Friday, August 19, 2011

Running in Circles Back to the Old School

By Sheilah Zimpel

I edited a parenting column last night about how this mother got her kids ready to go back to school. And I didn’t believe a word of it. Seriously, trading in playing cards for flash cards, videogames for books? Putting away beach puzzles for maps of continents? Storing away logo T-shirts for collared ones? Hiding remotes, turning off the TV? Setting alarm clocks earlier in 10-minute increments a day, moving bedtime from 10 to 8? Who is this hyperorganized woman so in control of her subjects, I ask.
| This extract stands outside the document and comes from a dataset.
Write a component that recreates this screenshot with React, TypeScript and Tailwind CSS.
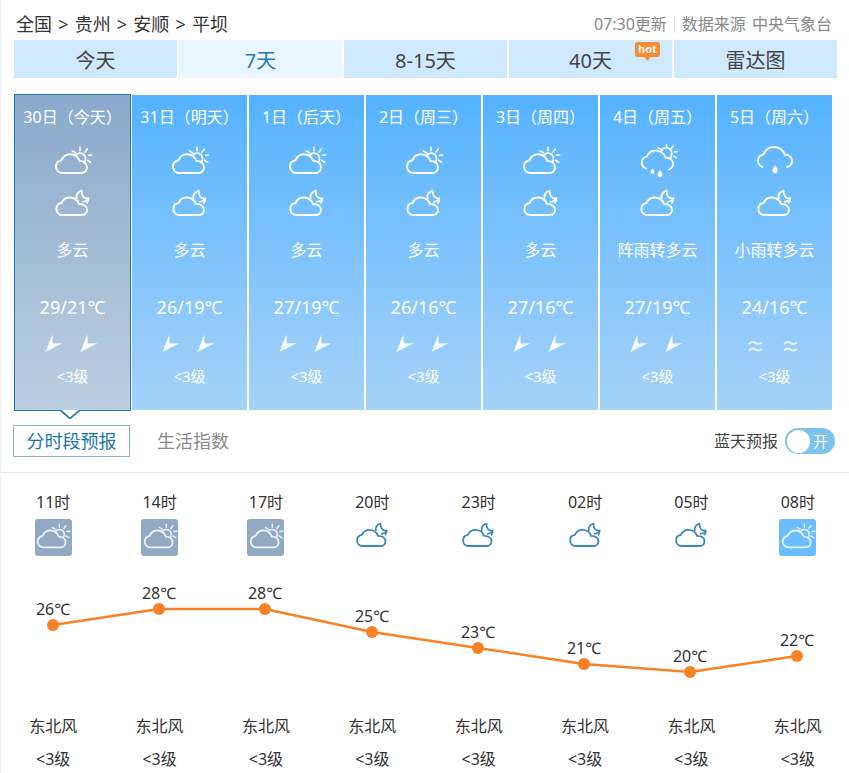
import React from "react";

const FONT = "font-['Noto_Sans','Noto_Sans_CJK_SC',sans-serif]";

type IconProps = { color?: string; width?: number; height?: number };

// cloud with sun, the day icon
function CloudSun({ color = "#fff", width = 40, height = 32 }: IconProps) {
  return (
    <svg width={width} height={height} viewBox="-1 0 40 32" fill="none" stroke={color} strokeLinecap="round" strokeLinejoin="round">
      <path strokeWidth="2" d="M8.5 27C4.5 27 2 24 2 20.8C2 17.3 4.5 14.8 7.5 14.2C9 10.5 12.5 8.2 16 8.2C20.5 8.2 24 11 25.5 15C29.8 15 33 17.5 33 21.5C33 24.6 30.5 27 27.5 27Z" />
      <path strokeWidth="1.7" d="M21.5 9.5A5.5 5.5 0 0 1 31.5 12.5C31.5 14.5 31 15.5 30.3 16.3" />
      <path strokeWidth="1.6" d="M18.3 5L21.5 6.7M26 1.3V4.7M33.3 3L31 6M37.7 9L34.5 9.3M36.7 16.3L33.5 14.2" />
    </svg>
  );
}

// cloud with a crescent, the night icon
function CloudMoon({ color = "#fff", width = 40, height = 32 }: IconProps) {
  return (
    <svg width={width} height={height} viewBox="-1 0 40 32" fill="none" stroke={color} strokeLinecap="round" strokeLinejoin="round">
      <path strokeWidth="2" d="M8.5 29C4.5 29 2.4 26 2.4 23C2.4 20 4.5 17.5 7.5 17C9 13.5 12.5 11.5 15.5 11.5C20 11.5 23.5 14 25 18C29.5 18 33 20.2 33 24C33 27 30.5 29 27.5 29Z" />
      <path strokeWidth="1.8" d="M22.5 12.5C22 8.8 24 6 27.7 4.7C27.2 9.5 30 13 34.3 12.3C33.2 14.4 31 15.6 28.8 15.8" />
      <path strokeWidth="1.7" d="M34.3 12.3C34.5 14 34 15.5 33 16.8" />
    </svg>
  );
}

function RainSun() {
  return (
    <svg width={40} height={36} viewBox="-2 0 40 36" fill="none" stroke="#fff" strokeLinecap="round" strokeLinejoin="round">
      <path strokeWidth="1.8" d="M6 24.5C3 23 1.6 20.5 1.8 18C2 15 4 13 7 12.3C9 8.5 12.5 6.5 15.5 6.5C20 6.5 24 9.5 25.5 13.5C30 13.5 33 16.5 33 20C33 22.5 31.5 24.5 29 25.5" />
      <path strokeWidth="1.6" d="M21 7.5A5.5 5.5 0 0 1 31.5 11C31.5 12.8 31 14 30.3 15" />
      <path strokeWidth="1.5" d="M18 3.8L21 5.3M26.5 0.8V3.8M33 2L31 5M37.5 7.5L34.5 8M36.5 14L33.8 12.2" />
      <path fill="#fff" stroke="none" d="M12.5 24.5C13.5 26 14.5 27 14.5 28C14.5 29.2 13.6 30 12.5 30C11.4 30 10.5 29.2 10.5 28C10.5 27 11.5 26 12.5 24.5Z" />
      <path fill="#fff" stroke="none" d="M20 26C21.2 28 22.5 29.3 22.5 30.8C22.5 32.3 21.4 33.3 20 33.3C18.6 33.3 17.5 32.3 17.5 30.8C17.5 29.3 18.8 28 20 26Z" />
    </svg>
  );
}

function RainCloud() {
  return (
    <svg width={40} height={36} viewBox="-1 1 40 36" fill="none" stroke="#fff" strokeLinecap="round" strokeLinejoin="round">
      <path strokeWidth="1.8" d="M6.5 24C3.5 22.8 1.8 20.2 2 17.5C2.2 14.5 4.5 12 7.5 11.5C9.5 6.5 14 4 18 4C23 4 27 7 28.8 11.5C32.5 11.5 36 14 36 18C36 21 34 23.3 31 24" />
      <path fill="#fff" stroke="none" d="M19 22C20.2 24.2 21.6 25.5 21.6 27.3C21.6 29 20.5 30.2 19 30.2C17.5 30.2 16.4 29 16.4 27.3C16.4 25.5 17.8 24.2 19 22Z" />
    </svg>
  );
}

function WindArrow() {
  return (
    <svg width={20} height={20} viewBox="0 0 20 20" className="blur-[0.5px]">
      <path fill="#fff" fillOpacity="0.92" d="M7.3 0.5L0.5 18L17.5 9.3L7.7 9.5Z" />
    </svg>
  );
}

function WindWave() {
  return (
    <svg width={20} height={20} viewBox="0 0 20 20" fill="none" stroke="#fff" strokeOpacity="0.75" strokeWidth="2">
      <path d="M2 10C4.5 7.5 6.5 7.5 8.5 9C10.5 10.5 12.5 10.5 15 8.5" />
      <path d="M2 16.5C4.5 14 6.5 14 8.5 15.5C10.5 17 12.5 17 15 15" />
    </svg>
  );
}

const navTabs = ["今天", "7天", "8-15天", "40天", "雷达图"];

const days = [
  { title: "30日（今天）", top: "sun", text: "多云", temp: "29/21℃", wave: false },
  { title: "31日（明天）", top: "sun", text: "多云", temp: "26/19℃", wave: false },
  { title: "1日（后天）", top: "sun", text: "多云", temp: "27/19℃", wave: false },
  { title: "2日（周三）", top: "sun", text: "多云", temp: "26/16℃", wave: false },
  { title: "3日（周四）", top: "sun", text: "多云", temp: "27/16℃", wave: false },
  { title: "4日（周五）", top: "rainsun", text: "阵雨转多云", temp: "27/19℃", wave: false },
  { title: "5日（周六）", top: "rain", text: "小雨转多云", temp: "24/16℃", wave: true },
];

const hours = [
  { time: "11时", icon: "past" },
  { time: "14时", icon: "past" },
  { time: "17时", icon: "past" },
  { time: "20时", icon: "night" },
  { time: "23时", icon: "night" },
  { time: "02时", icon: "night" },
  { time: "05时", icon: "night" },
  { time: "08时", icon: "day" },
];

const points = [
  { x: 53, y: 55, t: "26℃" },
  { x: 159, y: 39, t: "28℃" },
  { x: 265, y: 39, t: "28℃" },
  { x: 372, y: 62, t: "25℃" },
  { x: 478, y: 78, t: "23℃" },
  { x: 584, y: 94, t: "21℃" },
  { x: 690, y: 102, t: "20℃" },
  { x: 797, y: 86, t: "22℃" },
];

function DayCard({ day, active }: { day: (typeof days)[number]; active: boolean }) {
  return (
    <div
      className={
        active
          ? "relative flex h-[315px] w-[115px] flex-col items-center bg-gradient-to-b from-[#8aa9cb] to-[#bdd0e2] text-white outline outline-1 outline-[#1a7cb2]"
          : "flex h-[315px] w-[115px] flex-col items-center bg-gradient-to-b from-[#53b2ff] to-[#a5d3f8] text-white"
      }
    >
      <div className="flex h-[44px] items-center text-[16px]">{day.title}</div>
      <div className="mt-[7px] flex h-[32px] items-center justify-center">
        {day.top === "sun" && <CloudSun />}
        {day.top === "rainsun" && <RainSun />}
        {day.top === "rain" && <RainCloud />}
      </div>
      <div className="mt-[8px]">
        <CloudMoon />
      </div>
      <div className="mt-[20px] flex h-[24px] items-center text-[16px]">{day.text}</div>
      <div className="mt-[31px] flex h-[28px] items-center text-[18px]">{day.temp}</div>
      <div className="mt-[13px] flex h-[20px] items-center gap-[15px]">
        {day.wave ? (
          <>
            <WindWave />
            <WindWave />
          </>
        ) : (
          <>
            <WindArrow />
            <WindArrow />
          </>
        )}
      </div>
      <div className="mt-[12px] flex h-[20px] items-center text-[15px]">&lt;3级</div>
      {active && (
        <svg width="20" height="9" viewBox="0 0 20 9" className="absolute -bottom-[9px] left-[45px]">
          <path d="M0 0L10 8.5L20 0" fill="#fff" stroke="#3d86b4" strokeWidth="2" />
        </svg>
      )}
    </div>
  );
}

function HourIcon({ kind }: { kind: string }) {
  if (kind === "night") {
    return (
      <div className="flex h-[37px] w-[37px] items-start justify-center">
        <CloudMoon color="#3b88b8" width={37} height={30} />
      </div>
    );
  }
  return (
    <div
      className={
        kind === "past"
          ? "flex h-[37px] w-[37px] items-center justify-center rounded-[3px] bg-[#91a9c2]"
          : "flex h-[37px] w-[37px] items-center justify-center rounded-[3px] bg-[#69bcff]"
      }
    >
      <CloudSun color="#e9f2fa" width={36} height={29} />
    </div>
  );
}

export default function App() {
  return (
    <div className={`${FONT} h-[773px] w-[849px] overflow-hidden border-l border-[#eeeeff] bg-white`}>
      <div className="-ml-px">
        {/* breadcrumb */}
        <div className="flex h-[40px] items-center justify-between pl-[16px] pr-[17px] pt-[8px]">
          <div className="text-[18px] text-[#333] [word-spacing:1.5px]">全国 &gt; 贵州 &gt; 安顺 &gt; 平坝</div>
          <div className="flex items-center text-[16px] text-[#888]">
            <span>07:30更新</span>
            <span className="mx-[7px] h-[17px] w-px bg-[#ddd]" />
            <span className="[word-spacing:2px]">数据来源 中央气象台</span>
          </div>
        </div>

        {/* nav tabs */}
        <div className="ml-[14px] flex gap-[2px]">
          {navTabs.map((t, i) => (
            <div
              key={t}
              className={
                i === 1
                  ? "relative flex h-[38px] w-[163px] items-center justify-center bg-[#e9f6ff] pt-[4px] text-[20px] text-[#2a78b8]"
                  : "relative flex h-[38px] w-[163px] items-center justify-center bg-[#cfe9fe] pt-[4px] text-[20px] text-[#444]"
              }
            >
              {t}
              {i === 3 && (
                <div className="absolute left-[126px] top-[2px] flex h-[15px] w-[25px] items-center justify-center rounded-[3px] bg-[#f68b2f] text-[11px] font-bold text-white">
                  hot
                  <span className="absolute -bottom-[4px] left-[9px] h-0 w-0 border-l-[4px] border-r-[2px] border-t-[4px] border-l-transparent border-r-transparent border-t-[#f68b2f]" />
                </div>
              )}
            </div>
          ))}
        </div>

        {/* 7 day cards */}
        <div className="ml-[15px] mt-[17px] flex gap-[2px]">
          {days.map((d, i) => (
            <DayCard key={d.title} day={d} active={i === 0} />
          ))}
        </div>

        {/* sub tabs */}
        <div className="mt-[15px] flex h-[32px] items-center pl-[13px] pr-[14px]">
          <div className="flex h-[32px] w-[117px] items-center justify-center border border-[#8fb0c8] text-[18px] text-[#1b77a9]">
            分时段预报
          </div>
          <div className="ml-[27px] text-[18px] text-[#8a8a8a]">生活指数</div>
          <div className="ml-auto flex items-center">
            <span className="text-[16px] text-[#444]">蓝天预报</span>
            <div className="ml-[7px] flex h-[26px] w-[50px] items-center rounded-full bg-[#7cc4ed] pl-[2px]">
              <span className="h-[23px] w-[23px] rounded-full bg-white" />
              <span className="ml-[3px] text-[15px] text-white">开</span>
            </div>
          </div>
        </div>

        <div className="mt-[15px] h-px bg-[#e8e8e8]" />

        {/* hourly forecast */}
        <div className="mt-[17px] grid w-[851px] grid-cols-8 text-[#333]">
          {hours.map((h, i) => (
            <div key={i} className="flex flex-col items-center">
              <div className="flex h-[24px] items-center text-[16px]">{h.time}</div>
              <div className="mt-[5px]">
                <HourIcon kind={h.icon} />
              </div>
            </div>
          ))}
        </div>

        <svg width="849" height="130" viewBox="0 0 849 130" className="mt-[14px] block">
          <polyline points={points.map((p) => `${p.x},${p.y}`).join(" ")} fill="none" stroke="#f98125" strokeWidth="2.5" />
          {points.map((p) => (
            <g key={p.x}>
              <circle cx={p.x} cy={p.y} r="6" fill="#f98125" />
              <text x={p.x} y={p.y - 10} textAnchor="middle" fontSize="16" fill="#333">
                {p.t}
              </text>
            </g>
          ))}
        </svg>

        <div className="grid w-[851px] grid-cols-8 text-[#333]">
          {hours.map((h) => (
            <div key={h.time} className="flex flex-col items-center">
              <div className="mt-[14px] flex h-[24px] items-center text-[16px]">东北风</div>
              <div className="mt-[9px] flex h-[24px] items-center text-[16px]">&lt;3级</div>
            </div>
          ))}
        </div>
      </div>
    </div>
  );
}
Keep her away from me.

I barely remembered to buy new shoes and a backpack. Check. Ready for school.

My theory for preparing to go back to school, borrowed from some wise like-minded soul, is similar to your pre-college summer: Make the last weeks of summer at home so incredibly, so stupefyingly, so outrageously boring that he’ll be begging for school as an escape. With the amount of hours Dave and I have worked (outside the home) this summer, I think Dylan is uber-prepared. He read half a book. He wrote a total of two words, and that’s just because I asked him if he still knew how to write. It was legible. Check. (Then I recalled his teacher saying to practice his penmanship. Uh oh.) This penman’s ship is sunk.

One way we accidentally prepared for the return to school was mentioning the annoying kid’s name, the kid we call in code by his moniker spelled backward, the kid who is so pesky that everyone avoids him. Now I’ve trained Dylan to be nice to everyone, but this dern kid just wouldn’t let up, and I think it’s because I trained Dylan to be nice to everyone. (So I revised for next year: Avoid him at all costs.) We said a little prayer that maybe he won’t be in his class, which is doubtful, as last year’s teacher is looping up with the same class. But she loves Dylan, so I think we’ll ask to sit far away from the bane of our fourth-gradeness. Check.
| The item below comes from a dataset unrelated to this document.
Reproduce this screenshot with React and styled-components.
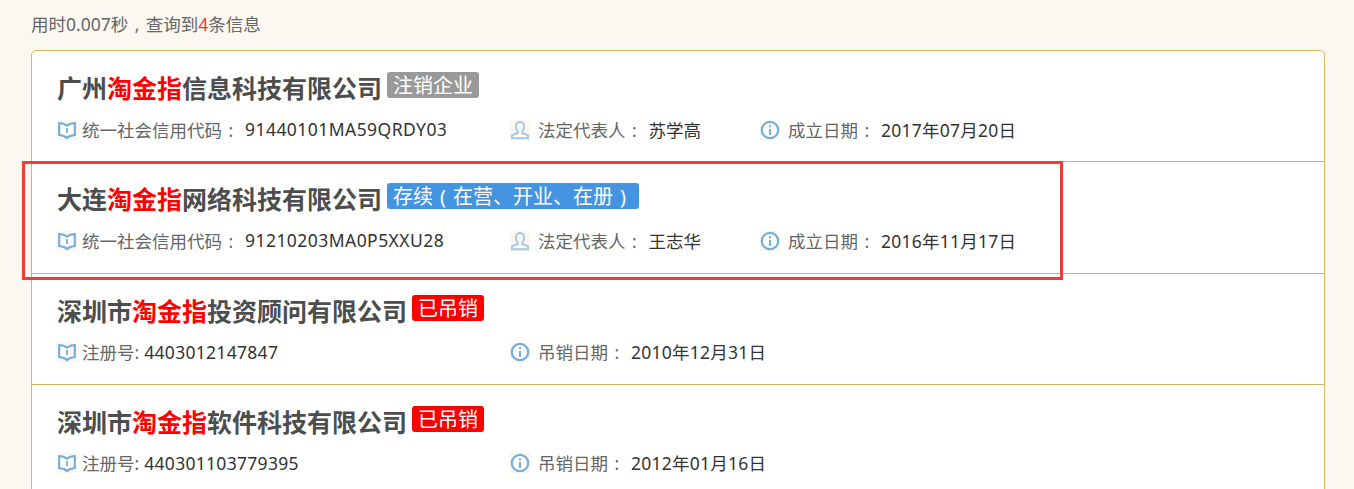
import React from 'react';
import styled, { createGlobalStyle } from 'styled-components';

const GlobalStyle = createGlobalStyle`
  html, body {
    margin: 0;
    height: 489px;
    overflow: hidden;
    background: #fbf8f1;
    font-family: "Noto Sans", "Noto Sans CJK SC", "Liberation Sans", sans-serif;
  }
`;

const Page = styled.div`
  position: relative;
  padding: 0 29px 0 31px;
`;

const Summary = styled.p`
  margin: 0;
  height: 50px;
  line-height: 48px;
  font-size: 17.5px;
  color: #666;
  em {
    font-style: normal;
    color: #e33a3a;
  }
`;

// full-width punctuation centred in its cell, as the reference draws it
const Punct = styled.span`
  display: inline-block;
  width: 1em;
  text-align: center;
`;

const List = styled.ul`
  list-style: none;
  margin: 0;
  padding: 0;
  background: #fff;
  border: 1px solid #dcb65f;
  border-radius: 5px;
`;

const Row = styled.li`
  box-sizing: border-box;
  height: 111.33px;
  padding: 19px 25px 0;
  border-bottom: 1px solid #d4b16a;
`;

const TitleLine = styled.div`
  display: flex;
  align-items: flex-start;
  gap: 5px;
  height: 40px;
`;

const Name = styled.h3`
  margin: 0;
  font-size: 25px;
  line-height: 37px;
  font-weight: 700;
  color: #4d4d4d;
  em {
    font-style: normal;
    color: #f00;
  }
`;

const Badge = styled.span`
  padding: 0 6px;
  height: 26px;
  margin-top: 2px;
  line-height: 28px;
  font-size: 20px;
  color: #fff;
  border-radius: 3px;
  background: ${p => p.$color};
  white-space: nowrap;
`;

const Meta = styled.div`
  display: flex;
  height: 30px;
  margin-top: 4px;
`;

const Field = styled.div`
  display: flex;
  align-items: center;
  flex: 0 0 ${p => p.$width}px;
  font-size: 17.5px;
  color: #666;
  white-space: nowrap;
`;

const Value = styled.span`
  color: #333;
  margin-left: ${p => p.$gap}px;
  letter-spacing: ${p => p.$tracking}px;
`;

const IconTile = styled.svg`
  width: 20px;
  height: 20px;
  margin: 1px ${p => p.$after}px 0 0;
  flex: none;
  background: #faf7ef;
`;

const BookIcon = () => (
  <IconTile $after={5} viewBox="0 0 20 20" fill="none" stroke="#76aedb" strokeWidth="2.2">
    <path d="M2.2 3.2 Q7 3.2 10 5.6 Q13 3.2 17.8 3.2 V15 Q12.5 15.5 10 18 Q7.5 15.5 2.2 15 Z" fill="#fff" />
    <path d="M10 8 V13" strokeWidth="1.8" />
  </IconTile>
);

const UserIcon = () => (
  <IconTile $after={8} viewBox="0 0 20 20" fill="none" stroke="#a4c8e6" strokeWidth="2">
    <path d="M6 7 Q6 2 10 2 Q14 2 14 7 Q14 10 12.2 11.6 V13 L18 15.4 V18.2 H2 V15.4 L7.8 13 V11.6 Q6 10 6 7 Z" fill="#fff" />
  </IconTile>
);

const InfoIcon = () => (
  <IconTile $after={8} viewBox="0 0 20 20" fill="none" stroke="#76aedb" strokeWidth="2.2">
    <circle cx="10" cy="10" r="8.2" fill="#fff" />
    <path d="M10 9 V15" strokeWidth="2" />
    <path d="M10 5.2 V7.2" strokeWidth="2" />
  </IconTile>
);

const icons = { book: BookIcon, user: UserIcon, info: InfoIcon };

const Callout = styled.div`
  position: absolute;
  left: 22px;
  top: 161px;
  width: 1041px;
  height: 119px;
  box-sizing: border-box;
  border: 3px solid #f63a3a;
  pointer-events: none;
`;

const companies = [
  {
    before: '广州',
    after: '信息科技有限公司',
    badge: '注销企业',
    color: '#999',
    fields: [
      { icon: 'book', label: '统一社会信用代码', colon: true, value: '91440101MA59QRDY03', width: 453, gap: 5.5, tracking: 0.45 },
      { icon: 'user', label: '法定代表人', colon: true, value: '苏学高', width: 250, gap: 5.5, tracking: 0 },
      { icon: 'info', label: '成立日期', colon: true, value: '2017年07月20日', gap: 5.5, tracking: 0.25 },
    ],
  },
  {
    before: '大连',
    after: '网络科技有限公司',
    badge: <>存续<Punct>(</Punct>在营、开业、在册<Punct>)</Punct></>,
    color: '#4594e2',
    fields: [
      { icon: 'book', label: '统一社会信用代码', colon: true, value: '91210203MA0P5XXU28', width: 453, gap: 5.5, tracking: 0.45 },
      { icon: 'user', label: '法定代表人', colon: true, value: '王志华', width: 250, gap: 5.5, tracking: 0 },
      { icon: 'info', label: '成立日期', colon: true, value: '2016年11月17日', gap: 5.5, tracking: 0.25 },
    ],
  },
  {
    before: '深圳市',
    after: '投资顾问有限公司',
    badge: '已吊销',
    color: '#f00',
    fields: [
      { icon: 'book', label: '注册号:', value: '4403012147847', width: 453, gap: 5, tracking: 0.3 },
      { icon: 'info', label: '吊销日期', colon: true, value: '2010年12月31日', gap: 5.5, tracking: 0.25 },
    ],
  },
  {
    before: '深圳市',
    after: '软件科技有限公司',
    badge: '已吊销',
    color: '#f00',
    fields: [
      { icon: 'book', label: '注册号:', value: '440301103779395', width: 453, gap: 5, tracking: 0.3 },
      { icon: 'info', label: '吊销日期', colon: true, value: '2012年01月16日', gap: 5.5, tracking: 0.25 },
    ],
  },
];

export default function App() {
  return (
    <Page>
      <GlobalStyle />
      <Summary>用时0.007秒<Punct>,</Punct>查询到<em>4</em>条信息</Summary>
      <List>
        {companies.map((c, i) => (
          <Row key={i}>
            <TitleLine>
              <Name>{c.before}<em>淘金指</em>{c.after}</Name>
              <Badge $color={c.color}>{c.badge}</Badge>
            </TitleLine>
            <Meta>
              {c.fields.map(f => {
                const Icon = icons[f.icon];
                return (
                  <Field key={f.label} $width={f.width}>
                    <Icon />
                    <span>{f.label}{f.colon && <Punct>:</Punct>}</span>
                    <Value $gap={f.gap} $tracking={f.tracking}>{f.value}</Value>
                  </Field>
                );
              })}
            </Meta>
          </Row>
        ))}
      </List>
      <Callout />
    </Page>
  );
}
So I say, why prepare for back to school—it brings up horrors of routine and annoyance. Kids are resilient, can change on a dime, and enjoy a good foot race to the bus stop. And Moms seem born ready for the return, for all those projects we failed to do in the summertime because we were driving here and there and having kidlike fun. Back to school time means no excuses for housework undone, unkempt lawns, dinner out. We like to think, dreamily, that it means free time, but it really means back to getting things done. And I don’t wanna. Can’t make me.
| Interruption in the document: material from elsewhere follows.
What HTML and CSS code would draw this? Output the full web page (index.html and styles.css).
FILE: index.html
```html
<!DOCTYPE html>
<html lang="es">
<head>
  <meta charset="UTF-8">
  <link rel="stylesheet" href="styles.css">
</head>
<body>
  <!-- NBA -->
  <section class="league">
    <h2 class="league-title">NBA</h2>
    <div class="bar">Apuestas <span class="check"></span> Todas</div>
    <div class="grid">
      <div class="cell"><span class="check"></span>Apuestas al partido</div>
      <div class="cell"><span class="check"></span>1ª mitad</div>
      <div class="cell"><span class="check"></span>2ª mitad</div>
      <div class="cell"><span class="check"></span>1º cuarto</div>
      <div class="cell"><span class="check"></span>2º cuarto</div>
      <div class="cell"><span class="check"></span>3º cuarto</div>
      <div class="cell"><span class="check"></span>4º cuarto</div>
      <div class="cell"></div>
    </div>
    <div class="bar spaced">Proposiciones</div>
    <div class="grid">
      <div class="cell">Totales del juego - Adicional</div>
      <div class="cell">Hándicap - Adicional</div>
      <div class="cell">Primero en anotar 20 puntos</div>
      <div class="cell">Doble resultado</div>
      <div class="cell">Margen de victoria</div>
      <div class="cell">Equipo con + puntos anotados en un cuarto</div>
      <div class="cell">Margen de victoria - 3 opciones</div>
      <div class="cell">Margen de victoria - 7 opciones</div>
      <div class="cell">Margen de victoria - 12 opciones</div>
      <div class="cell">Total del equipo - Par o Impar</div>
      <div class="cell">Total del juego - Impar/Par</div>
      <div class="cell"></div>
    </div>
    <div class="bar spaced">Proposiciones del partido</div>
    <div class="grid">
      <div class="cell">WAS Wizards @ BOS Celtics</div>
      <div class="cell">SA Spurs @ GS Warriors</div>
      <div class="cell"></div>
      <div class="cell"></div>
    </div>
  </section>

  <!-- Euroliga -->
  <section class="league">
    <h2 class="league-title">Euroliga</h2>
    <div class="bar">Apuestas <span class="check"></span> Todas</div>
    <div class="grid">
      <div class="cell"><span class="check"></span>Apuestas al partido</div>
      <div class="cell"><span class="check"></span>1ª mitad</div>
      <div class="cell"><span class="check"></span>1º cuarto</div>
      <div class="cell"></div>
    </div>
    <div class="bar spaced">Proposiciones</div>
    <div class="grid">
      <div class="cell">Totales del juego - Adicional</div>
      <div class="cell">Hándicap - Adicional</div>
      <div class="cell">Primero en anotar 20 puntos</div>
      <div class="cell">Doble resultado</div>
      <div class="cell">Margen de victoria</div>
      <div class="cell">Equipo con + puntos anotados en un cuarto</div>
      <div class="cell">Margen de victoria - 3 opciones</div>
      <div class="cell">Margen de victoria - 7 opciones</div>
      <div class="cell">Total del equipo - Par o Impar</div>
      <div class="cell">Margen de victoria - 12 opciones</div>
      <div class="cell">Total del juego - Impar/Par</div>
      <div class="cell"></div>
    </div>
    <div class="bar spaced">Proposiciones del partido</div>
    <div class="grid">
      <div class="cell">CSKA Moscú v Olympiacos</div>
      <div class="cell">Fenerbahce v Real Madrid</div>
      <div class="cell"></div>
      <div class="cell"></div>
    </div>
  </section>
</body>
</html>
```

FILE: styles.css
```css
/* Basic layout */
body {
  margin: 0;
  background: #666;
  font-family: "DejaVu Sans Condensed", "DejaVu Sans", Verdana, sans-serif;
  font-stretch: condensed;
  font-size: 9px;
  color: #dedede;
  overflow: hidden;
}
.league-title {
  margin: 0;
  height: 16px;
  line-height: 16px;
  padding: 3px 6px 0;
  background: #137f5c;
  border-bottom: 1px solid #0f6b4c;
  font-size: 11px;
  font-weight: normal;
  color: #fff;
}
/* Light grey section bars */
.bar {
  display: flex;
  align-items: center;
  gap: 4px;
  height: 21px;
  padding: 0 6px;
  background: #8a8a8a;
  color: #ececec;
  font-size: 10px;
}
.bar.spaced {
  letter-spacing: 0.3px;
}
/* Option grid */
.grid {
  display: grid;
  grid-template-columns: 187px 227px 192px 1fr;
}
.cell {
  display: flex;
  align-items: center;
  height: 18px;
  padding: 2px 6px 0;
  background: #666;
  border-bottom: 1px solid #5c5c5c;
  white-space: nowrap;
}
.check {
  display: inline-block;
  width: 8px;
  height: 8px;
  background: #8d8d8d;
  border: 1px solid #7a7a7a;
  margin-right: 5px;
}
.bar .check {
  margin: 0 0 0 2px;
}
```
I feel the need to lay upside down on the couch and see if the video game works that way. Then I just might need to duct tape the chair silver. And freeze some more Lego dudes. I sure will miss that Phineas and Ferb theme song.

But the second parenting columnist I edited last night, the old-school child psychologist I always laugh with in agreement, brought the SuperMom columnist back to reality. His column was a response to parents whose tween runs in circles, spontaneously, erratically, dumbfoundingly. And he set me straight on all this line-your-kids-up-like-ducks-in-a-row mess—he said your tween’s just quirky, an oddball like the rest of us. It’s just what we do, and there’s no need to suppress it.

Let’s run in circles for no reason at all.

3 comments:

  1. I find it best to leave my children dazed and confused, by the time they figure out what has happened, they are so exhaused that they fall into bed peacefully. Selfish, I know, but it works! Laughed through this entire read. Thanks for that.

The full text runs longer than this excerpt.